Kurangnya pengetahuan pemudik terkait kewajiban karantina mandiri disebabkan kurangnya sosialisasi dari pemerintah daerah. Sebaiknya sosialisasi terkait protokol bepergian itu digencarkan lagi. (Tri Yunis Miko)
Karena itu, dia menduga penularan Covid-19 nantinya akan banyak ditemukan pada kluster keluarga seusai masa mudik Lebaran. ”Sekalipun orang-orang mudik dan di rumah saja, ada kemungkinan terjadi kluster penularan pada anggota keluarga,” ucapnya.
Di sisi lain, lanjut Tri, kurangnya pengetahuan pemudik terkait kewajiban karantina mandiri disebabkan kurangnya sosialisasi dari pemerintah daerah. Tri mengatakan, sebaiknya sosialisasi terkait protokol bepergian itu digencarkan lagi.
Sebelumnya, Ketua Pengurus Daerah Ikatan Ahli Kesehatan Masyarakat Indonesia (IAKMI) DKI Jakarta Baequni mengingatkan, protokol kesehatan masih menjadi senjata utama penangkal Covid-19. Protokol memakai masker, mencuci tangan, serta menjaga jarak sedikitnya mencegah penularan virus yang berasal dari droplet atau percikan saat batuk dan bersin.

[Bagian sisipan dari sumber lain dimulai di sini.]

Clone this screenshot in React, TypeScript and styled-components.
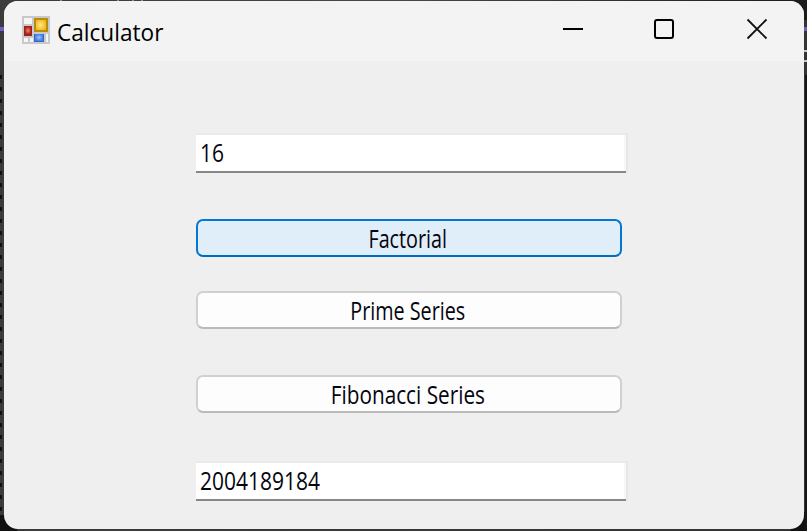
import React from "react";
import styled, { createGlobalStyle } from "styled-components";

const GlobalStyle = createGlobalStyle`
  * { box-sizing: border-box; }
  body { margin: 0; background: #303030; overflow: hidden; }
`;

const Desktop = styled.div`
  position: relative;
  width: 807px;
  height: 531px;
  padding: 1px 3px 2px 4px;
  overflow: hidden;
  background: linear-gradient(90deg, #3c3a3a 0%, #4a4548 50%, #1c1c1c 100%) top / 100% 20px no-repeat,
    linear-gradient(90deg, #3b3b3b, #343434);
`;

const Backdrop = styled.svg`
  position: absolute;
  inset: 0;
`;

const Window = styled.main`
  position: relative;
  height: 528px;
  border-radius: 14px;
  overflow: hidden;
  background: #efefef;
`;

const TitleBar = styled.header`
  display: flex;
  align-items: flex-start;
  height: 60px;
  padding: 15px 36px 0 18px;
  background: #f3f3f3;
`;

const Title = styled.h1<{ $stretch: number }>`
  flex: 1;
  margin: 0 0 0 7px;
  font: 400 23.5px/32px "Open Sans", sans-serif;
  color: #000;
  transform: scaleX(${(p) => p.$stretch});
  transform-origin: left;
`;

const Controls = styled.div`
  display: flex;
  gap: 71px;
  padding-top: 2px;
`;

const ControlButton = styled.button`
  display: flex;
  padding: 0;
  border: 0;
  background: none;

  &:last-child {
    margin-left: 1px;
  }
`;

const Form = styled.section`
  display: flex;
  flex-direction: column;
  padding: 72px 0 0 192px;
`;

const Caption = styled.span<{ $stretch: number; $origin: string }>`
  display: block;
  font: 400 25px/34px "Open Sans", sans-serif;
  color: #050510;
  white-space: pre;
  transform: scaleX(${(p) => p.$stretch});
  transform-origin: ${(p) => p.$origin};
`;

const Field = styled.div<{ $gap?: number }>`
  width: 432px;
  height: 40px;
  margin-top: ${(p) => p.$gap ?? 0}px;
  padding: 2px 0 0 4px;
  background: linear-gradient(#868686, #868686) left bottom / 430px 2px no-repeat,
    linear-gradient(#eaeaea, #eaeaea) left top / 100% 2px no-repeat,
    linear-gradient(90deg, #fff 428px, #f6f6f6 428px, #f6f6f6 430px, #e7e7e7 430px);
`;

const ActionButton = styled.button<{ $gap: number; $active?: boolean }>`
  display: flex;
  justify-content: center;
  width: 426px;
  height: 38px;
  margin-top: ${(p) => p.$gap}px;
  padding: 0 3px 0 0;
  border: 2px solid ${(p) => (p.$active ? "#0078d4" : "#d0d0d0")};
  border-bottom-color: ${(p) => (p.$active ? "#006cbe" : "#bababa")};
  border-radius: 7px;
  background: ${(p) => (p.$active ? "#e0eef9" : "#fdfdfd")};
`;

const AppIcon = () => (
  <svg width="28" height="28" viewBox="0 0 28 28">
    <defs>
      <radialGradient id="gold" cx="45%" cy="50%" r="65%">
        <stop offset="0" stopColor="#ffe68a" />
        <stop offset="1" stopColor="#efb414" />
      </radialGradient>
      <radialGradient id="red">
        <stop offset="0" stopColor="#ed8a78" />
        <stop offset="1" stopColor="#b8251b" />
      </radialGradient>
      <radialGradient id="blue">
        <stop offset="0" stopColor="#9cc4ff" />
        <stop offset="1" stopColor="#447fdf" />
      </radialGradient>
    </defs>
    <path fill="#c9c9c9" d="M0 0h28v28H0z" />
    <path fill="#f5f5f5" d="M2 2h8v6H2zM2 22h4v4H2zM8 22h3v4H8zM24 18h2v8h-2z" />
    <path fill="#b98c0c" d="M12 2h14v14H12z" />
    <path fill="url(#gold)" d="M14 4h10v10H14z" />
    <path fill="#97221c" d="M2 10h8v10H2z" />
    <path fill="url(#red)" d="M3 11h6v7H3z" />
    <path fill="#3768c3" d="M12 18h10v8H12z" />
    <path fill="url(#blue)" d="M13 18h8v7h-8z" />
  </svg>
);

export default function App() {
  return (
    <>
      <GlobalStyle />
      <Desktop>
        <Backdrop width="807" height="531">
          <path d="M1 75V531" stroke="#111" strokeWidth="2" strokeDasharray="4 8" />
          <path d="M0 515h4l14 16H0zM807 512h-3l-14 19h17z" fill="#111" />
          <path d="M806 75V531" stroke="#161616" strokeWidth="2" />
          <path d="M0 29H4M804 29H807" stroke="#6c5cc8" strokeWidth="4" />
          <path d="M804 51h3M804 61h3" stroke="#c8c8c0" strokeWidth="2" />
          <path d="M60 .5h2M117 .5h2M132 .5h2M141 .5h2" stroke="#a08a7a" />
        </Backdrop>
        <Window>
          <TitleBar>
            <AppIcon />
            <Title $stretch={0.962}>Calculator</Title>
            <Controls>
              <ControlButton aria-label="Minimize">
                <svg width="20" height="22" stroke="#000" strokeWidth="2">
                  <path d="M0 11H20" />
                </svg>
              </ControlButton>
              <ControlButton aria-label="Maximize">
                <svg width="20" height="22" fill="none" stroke="#000" strokeWidth="2">
                  <rect x="1" y="2" width="18" height="18" rx="2" />
                </svg>
              </ControlButton>
              <ControlButton aria-label="Close">
                <svg width="22" height="22" stroke="#111" strokeWidth="1.8">
                  <path d="M1.5 1.5L20.5 20.5M20.5 1.5L1.5 20.5" />
                </svg>
              </ControlButton>
            </Controls>
          </TitleBar>
          <Form>
            <Field>
              <Caption $stretch={0.84} $origin="left">16</Caption>
            </Field>
            <ActionButton $gap={46} $active>
              <Caption $stretch={0.79} $origin="center">Factorial</Caption>
            </ActionButton>
            <ActionButton $gap={34}>
              <Caption $stretch={0.79} $origin="center">Prime Series</Caption>
            </ActionButton>
            <ActionButton $gap={46}>
              <Caption $stretch={0.83} $origin="center">Fibonacci Series</Caption>
            </ActionButton>
            <Field $gap={48}>
              <Caption $stretch={0.84} $origin="left">2004189184</Caption>
            </Field>
          </Form>
        </Window>
      </Desktop>
    </>
  );
}
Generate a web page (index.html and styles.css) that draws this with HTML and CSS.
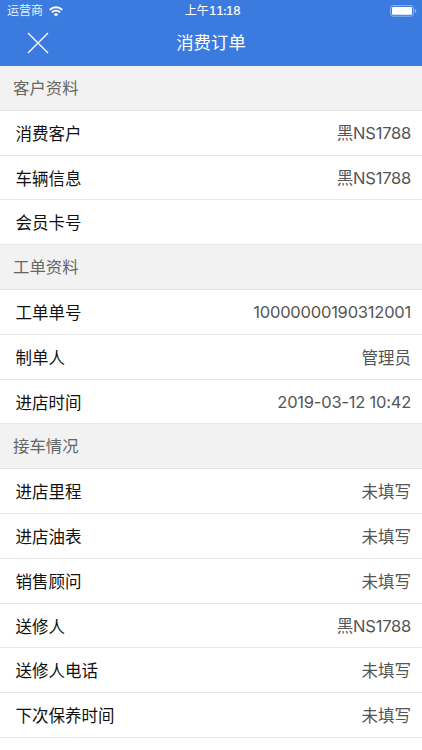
FILE: index.html
```
<!DOCTYPE html>
<html lang="zh-CN">

<head>
    <meta charset="UTF-8">
    <meta name="viewport" content="width=device-width, initial-scale=1.0">
    <title>消费订单</title>
    <link rel="stylesheet" href="styles.css">
</head>

<body>
    <header class="header">
        <div class="status-bar">
            <div class="carrier">
                <span>运营商</span>
                <svg class="wifi" width="14" height="11" viewBox="0 0 14 11">
                    <path d="M.7 3.9C4.3 .4 9.7 .4 13.3 3.9" fill="none" stroke="#fff" stroke-width="2"/>
                    <path d="M2.9 6.4C5.2 4.1 8.8 4.1 11.1 6.4" fill="none" stroke="#fff" stroke-width="1.8"/>
                    <path d="M4.7 8.2C6 7 8 7 9.3 8.2L7 10.5Z" fill="#fff"/>
                </svg>
            </div>
            <div class="time">上午<span class="clock">11:18</span></div>
            <div class="battery">
                <svg width="27" height="12" viewBox="0 0 27 12">
                    <rect x=".6" y=".6" width="22.8" height="10.6" rx="2.6" fill="none" stroke="#fff" stroke-opacity=".45"/>
                    <rect x="2" y="2" width="20" height="7.8" rx="1.2" fill="#fff"/>
                    <path d="M24.8 4C26.8 4.5 26.8 7.4 24.8 7.9Z" fill="#fff" fill-opacity=".5"/>
                </svg>
            </div>
        </div>
        <div class="nav-bar">
            <svg class="close" width="22" height="22" viewBox="0 0 22 22">
                <path d="M1 1L21 21M21 1L1 21" fill="none" stroke="#fff" stroke-width="1.3"/>
            </svg>
            <h1>消费订单</h1>
        </div>
    </header>

    <div class="list">
        <h2>客户资料</h2>
        <div class="row"><span>消费客户</span><span class="value number">黑NS1788</span></div>
        <div class="row"><span>车辆信息</span><span class="value number">黑NS1788</span></div>
        <div class="row"><span>会员卡号</span><span class="value"></span></div>

        <h2>工单资料</h2>
        <div class="row"><span>工单单号</span><span class="value number">10000000190312001</span></div>
        <div class="row"><span>制单人</span><span class="value">管理员</span></div>
        <div class="row"><span>进店时间</span><span class="value number">2019-03-12 10:42</span></div>

        <h2>接车情况</h2>
        <div class="row"><span>进店里程</span><span class="value">未填写</span></div>
        <div class="row"><span>进店油表</span><span class="value">未填写</span></div>
        <div class="row"><span>销售顾问</span><span class="value">未填写</span></div>
        <div class="row"><span>送修人</span><span class="value number">黑NS1788</span></div>
        <div class="row"><span>送修人电话</span><span class="value">未填写</span></div>
        <div class="row"><span>下次保养时间</span><span class="value">未填写</span></div>
    </div>
</body>

</html>
```
FILE: styles.css
```
body {
    background-color: white;
    color: #111;
    margin: 0;
    padding: 0;
    height: 750px;
    overflow: hidden;
    font-family: Inter, "Noto Sans CJK SC", sans-serif;
}

.header {
    box-sizing: border-box;
    height: 66px;
    background-color: #3b7bdf;
    color: white;
}

.status-bar {
    display: grid;
    grid-template-columns: 1fr auto 1fr;
    align-items: center;
    height: 22px;
    padding: 0 5px 0 7px;
    font-size: 12px;
    line-height: 22px;
}

.carrier {
    display: flex;
    align-items: center;
    gap: 6px;
    color: #e8f0fc;
}

.time {
    padding-left: 1px;
}

.clock {
    font-weight: 500;
    font-variant-numeric: tabular-nums;
    letter-spacing: -0.6px;
}

.battery {
    display: flex;
    justify-content: flex-end;
}

.nav-bar {
    display: grid;
    grid-template-columns: 1fr auto 1fr;
    align-items: center;
    height: 42px;
    padding: 0 27px;
}

.nav-bar h1 {
    margin: 0;
    font-size: 17.4px;
    font-weight: 400;
    line-height: 42px;
}

.list h2 {
    box-sizing: border-box;
    height: 44.8px;
    margin: 0;
    padding: 0 13px;
    border-bottom: 1px solid #e2e2e4;
    background-color: #f2f2f2;
    color: #666;
    font-size: 16.4px;
    font-weight: 400;
    line-height: 45.8px;
}

.row {
    box-sizing: border-box;
    display: flex;
    justify-content: space-between;
    height: 44.8px;
    padding: 0 11px 0 15.5px;
    border-bottom: 1px solid #e6e6e6;
    font-size: 16.5px;
    line-height: 46px;
}

.value {
    color: #555;
}

.number {
    letter-spacing: -0.22px;
    line-height: 45px;
}
```
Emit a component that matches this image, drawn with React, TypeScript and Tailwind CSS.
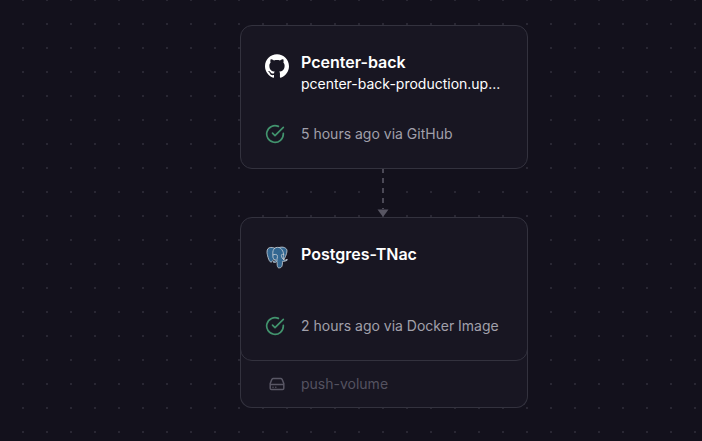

”Saat ini ada kecenderungan kepatuhan protokol kesehatan makin turun. Ini artinya masyarakat harus diingatkan lagi agar menjaga diri dan keluarga dari paparan Covid-19. Apalagi orang mudik berisiko menularkan kepada saudara di kampung halaman,” ujarnya, Kamis (29/4/2021).